J'ai aimé aussi le chapitre au sujet des Sonderkommandos, ces commandos chargés de sortir les morts des douches, de les mettre dans les crématoires, etc. Ce chapitre fait énormément réfléchir sur la culpabilité de ces hommes. D'un côté, ils acceptaient de "participer" au massacre, d'un autre, c'était ça ou la mort, mais il faut savoir que dans tous les cas, la mort leur était destinée puisque chaque membre de ces commandos étaient remplacés tous les quatre mois environ.
Il y a aussi tout une réflexion sur l'oubli, sur les souvenirs qui ne sont peut-être pas toujours très fiables surtout après un certain nombre d'années.

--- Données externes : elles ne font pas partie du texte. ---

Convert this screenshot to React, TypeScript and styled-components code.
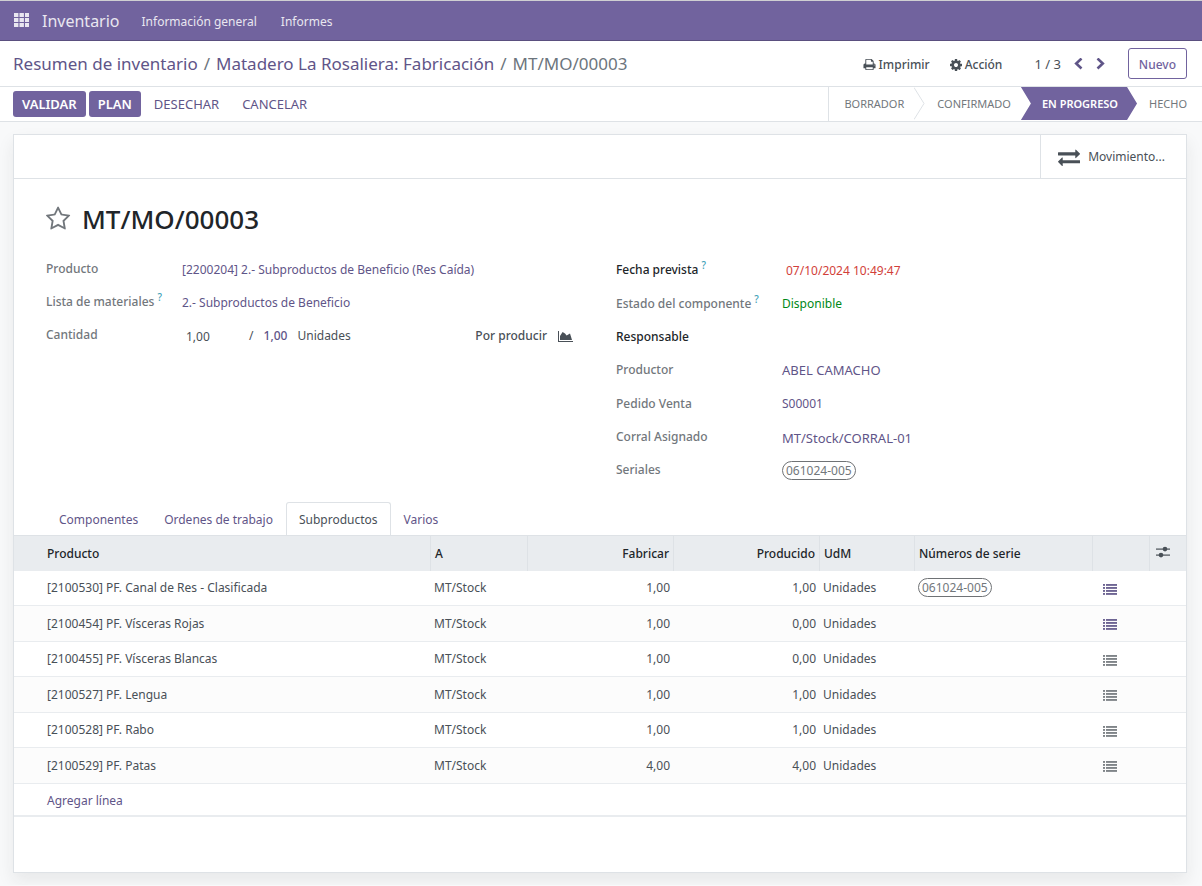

Une fois encore, Primo Levi s'interroge sur l'humanité en tant que tel, sur la cruauté sans nom présente dans les camps. Néanmoins,  à la fin de cette lecture, une question subsiste : lui qui voyait le lager comme une expérience "pédagogique", lui qui a survécu quarante ans après sa libération, pourquoi décider de mourir maintenant ?

Contrairement à d'autres récits de témoignage (pas forcément sur la WWII) qui sont désespérés et dégoutés de la vie, Primo Levi choisi le parti de l'optimisme - si je puis dire - pour finalement s'ôter la vie, non, vraiment, l'incompréhension demeure.


Les naufragés et les rescapés, Primo Levi, édition Arcades Gallimard.


C'est avec une immense modestie que j'ai lu ces deux oeuvres de Primo Levi. Il y a de ces auteurs comme ça où seule l'histoire compte, les livres de cet auteur en font partie. Il n'est pas question de style ou autre, non il est question de rapporter un témoignage qui soit réel, un témoignage qui permet aux générations futures comme la mienne ou la suivante de connaitre, de savoir ce qu'a été la Seconde Guerre mondiale autre part que dans les bouquins d'histoire.